→ **Dataset extract**:
━━━━━━━━
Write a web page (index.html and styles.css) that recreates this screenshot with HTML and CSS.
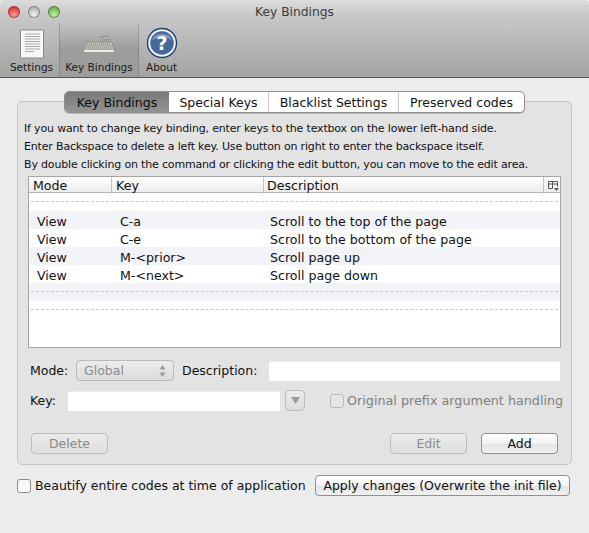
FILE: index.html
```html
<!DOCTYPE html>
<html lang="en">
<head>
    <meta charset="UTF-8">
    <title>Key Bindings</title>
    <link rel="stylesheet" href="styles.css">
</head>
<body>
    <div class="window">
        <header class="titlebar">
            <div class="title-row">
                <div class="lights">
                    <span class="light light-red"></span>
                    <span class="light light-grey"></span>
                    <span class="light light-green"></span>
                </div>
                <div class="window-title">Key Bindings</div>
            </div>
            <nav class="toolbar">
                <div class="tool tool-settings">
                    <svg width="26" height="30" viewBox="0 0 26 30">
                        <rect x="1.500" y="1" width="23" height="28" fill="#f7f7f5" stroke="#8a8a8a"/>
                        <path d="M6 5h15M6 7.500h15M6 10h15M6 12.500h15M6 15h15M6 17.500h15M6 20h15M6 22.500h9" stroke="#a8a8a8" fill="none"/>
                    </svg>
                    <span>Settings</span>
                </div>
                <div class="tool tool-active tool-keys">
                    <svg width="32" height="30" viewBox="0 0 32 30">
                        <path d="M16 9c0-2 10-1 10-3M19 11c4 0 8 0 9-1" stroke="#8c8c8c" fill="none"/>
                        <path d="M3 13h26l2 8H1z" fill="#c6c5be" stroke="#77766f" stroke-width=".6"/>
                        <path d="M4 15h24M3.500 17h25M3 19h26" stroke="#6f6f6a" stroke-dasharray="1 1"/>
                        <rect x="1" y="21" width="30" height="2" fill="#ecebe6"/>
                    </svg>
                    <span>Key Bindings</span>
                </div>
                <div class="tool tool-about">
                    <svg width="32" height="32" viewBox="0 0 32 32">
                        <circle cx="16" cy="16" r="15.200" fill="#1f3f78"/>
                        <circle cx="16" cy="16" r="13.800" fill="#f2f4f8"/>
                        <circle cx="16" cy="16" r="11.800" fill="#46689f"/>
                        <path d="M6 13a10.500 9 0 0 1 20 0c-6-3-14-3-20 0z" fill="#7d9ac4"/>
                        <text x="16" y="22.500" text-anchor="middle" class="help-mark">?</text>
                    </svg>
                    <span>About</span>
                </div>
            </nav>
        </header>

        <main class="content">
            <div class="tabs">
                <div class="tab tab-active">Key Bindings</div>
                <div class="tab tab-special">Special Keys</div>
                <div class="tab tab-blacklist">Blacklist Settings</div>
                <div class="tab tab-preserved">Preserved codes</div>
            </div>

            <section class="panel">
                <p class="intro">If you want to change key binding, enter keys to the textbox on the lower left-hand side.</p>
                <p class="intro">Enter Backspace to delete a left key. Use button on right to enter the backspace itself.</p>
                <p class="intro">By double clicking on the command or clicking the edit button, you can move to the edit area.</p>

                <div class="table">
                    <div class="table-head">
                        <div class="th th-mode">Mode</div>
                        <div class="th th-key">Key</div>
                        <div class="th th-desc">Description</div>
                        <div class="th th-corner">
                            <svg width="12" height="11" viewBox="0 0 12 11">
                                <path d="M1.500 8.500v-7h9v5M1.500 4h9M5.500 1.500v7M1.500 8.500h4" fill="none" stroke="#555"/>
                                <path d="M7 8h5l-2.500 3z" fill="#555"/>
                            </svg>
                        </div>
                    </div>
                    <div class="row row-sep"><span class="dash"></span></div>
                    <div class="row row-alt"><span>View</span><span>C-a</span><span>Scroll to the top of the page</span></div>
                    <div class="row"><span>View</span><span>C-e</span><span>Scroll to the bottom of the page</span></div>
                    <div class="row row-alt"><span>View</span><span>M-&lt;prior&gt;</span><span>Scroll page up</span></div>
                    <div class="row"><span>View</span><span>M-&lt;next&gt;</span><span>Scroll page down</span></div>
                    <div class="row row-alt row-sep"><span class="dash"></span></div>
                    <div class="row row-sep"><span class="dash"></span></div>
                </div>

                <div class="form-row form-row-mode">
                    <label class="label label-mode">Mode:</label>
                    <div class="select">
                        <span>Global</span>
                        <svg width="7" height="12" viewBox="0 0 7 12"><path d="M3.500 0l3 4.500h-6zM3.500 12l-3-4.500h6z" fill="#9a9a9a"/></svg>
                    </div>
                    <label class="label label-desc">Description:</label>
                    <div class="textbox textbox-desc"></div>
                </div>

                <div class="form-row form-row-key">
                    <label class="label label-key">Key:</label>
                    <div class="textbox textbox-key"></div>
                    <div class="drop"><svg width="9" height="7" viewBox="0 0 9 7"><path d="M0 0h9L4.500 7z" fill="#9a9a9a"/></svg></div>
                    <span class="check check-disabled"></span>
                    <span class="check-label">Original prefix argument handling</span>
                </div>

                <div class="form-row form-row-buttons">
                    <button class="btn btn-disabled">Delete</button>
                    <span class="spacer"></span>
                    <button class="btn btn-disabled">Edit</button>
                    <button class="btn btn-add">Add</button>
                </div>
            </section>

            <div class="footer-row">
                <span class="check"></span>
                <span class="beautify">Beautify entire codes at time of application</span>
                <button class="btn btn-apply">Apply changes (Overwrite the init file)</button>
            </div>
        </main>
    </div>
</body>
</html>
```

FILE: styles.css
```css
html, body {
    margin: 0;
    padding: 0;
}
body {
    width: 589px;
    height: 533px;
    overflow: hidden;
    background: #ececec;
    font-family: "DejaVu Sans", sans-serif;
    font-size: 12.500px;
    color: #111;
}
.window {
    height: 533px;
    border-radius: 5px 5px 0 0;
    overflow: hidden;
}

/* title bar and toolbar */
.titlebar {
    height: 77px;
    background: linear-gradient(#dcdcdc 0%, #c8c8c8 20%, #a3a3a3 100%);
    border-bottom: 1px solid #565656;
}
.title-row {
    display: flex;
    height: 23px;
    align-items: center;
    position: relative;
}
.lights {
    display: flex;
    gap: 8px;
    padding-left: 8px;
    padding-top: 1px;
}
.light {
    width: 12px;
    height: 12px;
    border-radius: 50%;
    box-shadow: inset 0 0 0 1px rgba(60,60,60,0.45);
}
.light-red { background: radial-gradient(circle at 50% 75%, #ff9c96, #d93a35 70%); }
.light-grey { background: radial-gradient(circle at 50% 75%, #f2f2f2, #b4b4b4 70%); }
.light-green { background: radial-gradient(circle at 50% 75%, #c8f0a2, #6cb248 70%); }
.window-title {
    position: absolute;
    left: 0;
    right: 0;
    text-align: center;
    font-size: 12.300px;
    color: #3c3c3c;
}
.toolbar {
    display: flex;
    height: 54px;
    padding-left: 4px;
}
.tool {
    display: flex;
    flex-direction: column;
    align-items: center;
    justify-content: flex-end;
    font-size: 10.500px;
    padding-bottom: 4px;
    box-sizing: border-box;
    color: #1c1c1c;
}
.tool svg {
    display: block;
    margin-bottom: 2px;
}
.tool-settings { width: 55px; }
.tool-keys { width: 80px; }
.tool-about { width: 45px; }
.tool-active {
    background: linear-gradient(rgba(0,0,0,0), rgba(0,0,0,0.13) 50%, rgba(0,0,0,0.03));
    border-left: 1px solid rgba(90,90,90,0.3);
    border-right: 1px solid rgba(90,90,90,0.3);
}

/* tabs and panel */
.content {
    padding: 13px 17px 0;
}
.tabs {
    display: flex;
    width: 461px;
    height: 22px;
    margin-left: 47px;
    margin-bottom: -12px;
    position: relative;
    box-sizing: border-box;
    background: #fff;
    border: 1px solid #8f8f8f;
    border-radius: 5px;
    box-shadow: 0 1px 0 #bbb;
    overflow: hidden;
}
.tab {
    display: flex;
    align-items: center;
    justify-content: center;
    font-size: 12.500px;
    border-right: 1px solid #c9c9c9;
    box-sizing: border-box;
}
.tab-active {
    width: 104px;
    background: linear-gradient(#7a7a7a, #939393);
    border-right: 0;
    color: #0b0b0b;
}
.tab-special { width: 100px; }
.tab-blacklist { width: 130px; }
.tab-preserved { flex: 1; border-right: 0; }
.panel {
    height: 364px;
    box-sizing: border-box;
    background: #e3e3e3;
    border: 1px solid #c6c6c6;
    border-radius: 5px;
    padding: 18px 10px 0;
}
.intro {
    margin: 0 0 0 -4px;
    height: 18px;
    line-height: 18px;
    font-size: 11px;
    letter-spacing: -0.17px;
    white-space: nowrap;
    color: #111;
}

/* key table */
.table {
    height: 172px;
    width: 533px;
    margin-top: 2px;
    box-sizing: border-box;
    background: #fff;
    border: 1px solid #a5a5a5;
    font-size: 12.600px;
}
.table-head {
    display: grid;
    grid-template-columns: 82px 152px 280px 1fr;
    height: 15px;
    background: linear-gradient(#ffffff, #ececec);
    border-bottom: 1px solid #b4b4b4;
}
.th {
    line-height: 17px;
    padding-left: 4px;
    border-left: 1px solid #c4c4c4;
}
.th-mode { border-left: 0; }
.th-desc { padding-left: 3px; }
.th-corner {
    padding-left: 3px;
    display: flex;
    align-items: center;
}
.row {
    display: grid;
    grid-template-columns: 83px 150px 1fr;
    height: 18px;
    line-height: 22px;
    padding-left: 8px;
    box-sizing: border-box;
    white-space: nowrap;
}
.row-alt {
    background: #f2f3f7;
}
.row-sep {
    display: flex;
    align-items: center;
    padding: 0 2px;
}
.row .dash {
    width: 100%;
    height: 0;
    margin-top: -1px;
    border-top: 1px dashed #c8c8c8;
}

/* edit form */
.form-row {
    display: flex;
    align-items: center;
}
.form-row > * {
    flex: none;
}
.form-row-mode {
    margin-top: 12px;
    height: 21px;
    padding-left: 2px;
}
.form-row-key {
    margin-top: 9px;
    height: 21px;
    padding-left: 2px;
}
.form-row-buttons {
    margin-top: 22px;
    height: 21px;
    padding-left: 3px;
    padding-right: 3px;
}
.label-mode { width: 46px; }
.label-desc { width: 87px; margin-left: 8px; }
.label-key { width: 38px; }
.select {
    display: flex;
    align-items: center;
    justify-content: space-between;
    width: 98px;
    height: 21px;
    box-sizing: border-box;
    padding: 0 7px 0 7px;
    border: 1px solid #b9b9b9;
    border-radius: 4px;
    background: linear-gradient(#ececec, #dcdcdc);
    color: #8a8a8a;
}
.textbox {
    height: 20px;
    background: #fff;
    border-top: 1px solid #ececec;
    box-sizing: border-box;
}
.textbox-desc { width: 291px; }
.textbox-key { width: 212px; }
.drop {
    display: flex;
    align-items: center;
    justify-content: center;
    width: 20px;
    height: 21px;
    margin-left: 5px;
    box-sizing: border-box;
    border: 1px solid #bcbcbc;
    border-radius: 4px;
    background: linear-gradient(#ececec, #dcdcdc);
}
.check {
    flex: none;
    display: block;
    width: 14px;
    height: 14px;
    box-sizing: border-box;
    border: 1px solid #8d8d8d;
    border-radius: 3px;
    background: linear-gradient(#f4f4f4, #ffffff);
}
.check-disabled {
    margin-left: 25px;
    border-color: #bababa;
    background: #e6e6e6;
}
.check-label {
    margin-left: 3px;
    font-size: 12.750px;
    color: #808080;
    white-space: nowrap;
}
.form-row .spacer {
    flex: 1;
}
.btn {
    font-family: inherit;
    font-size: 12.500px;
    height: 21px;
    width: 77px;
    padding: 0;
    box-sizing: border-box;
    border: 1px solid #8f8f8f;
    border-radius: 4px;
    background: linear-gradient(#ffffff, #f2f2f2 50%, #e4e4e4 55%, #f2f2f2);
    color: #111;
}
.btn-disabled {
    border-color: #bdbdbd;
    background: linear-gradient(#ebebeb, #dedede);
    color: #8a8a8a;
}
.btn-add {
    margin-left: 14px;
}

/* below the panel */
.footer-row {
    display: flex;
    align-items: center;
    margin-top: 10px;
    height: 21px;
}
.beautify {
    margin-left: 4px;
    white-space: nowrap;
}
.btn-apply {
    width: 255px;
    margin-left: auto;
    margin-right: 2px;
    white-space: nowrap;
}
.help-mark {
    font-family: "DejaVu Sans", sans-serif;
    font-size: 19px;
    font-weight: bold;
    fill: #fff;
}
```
━━━━━━━━
→ **Task description**: Show each line of the listing that holds the string "styles".

→ **In response**:
Write a web page (index.html and styles.css) that recreates this screenshot with HTML and CSS.
    <link rel="stylesheet" href="styles.css">
FILE: styles.css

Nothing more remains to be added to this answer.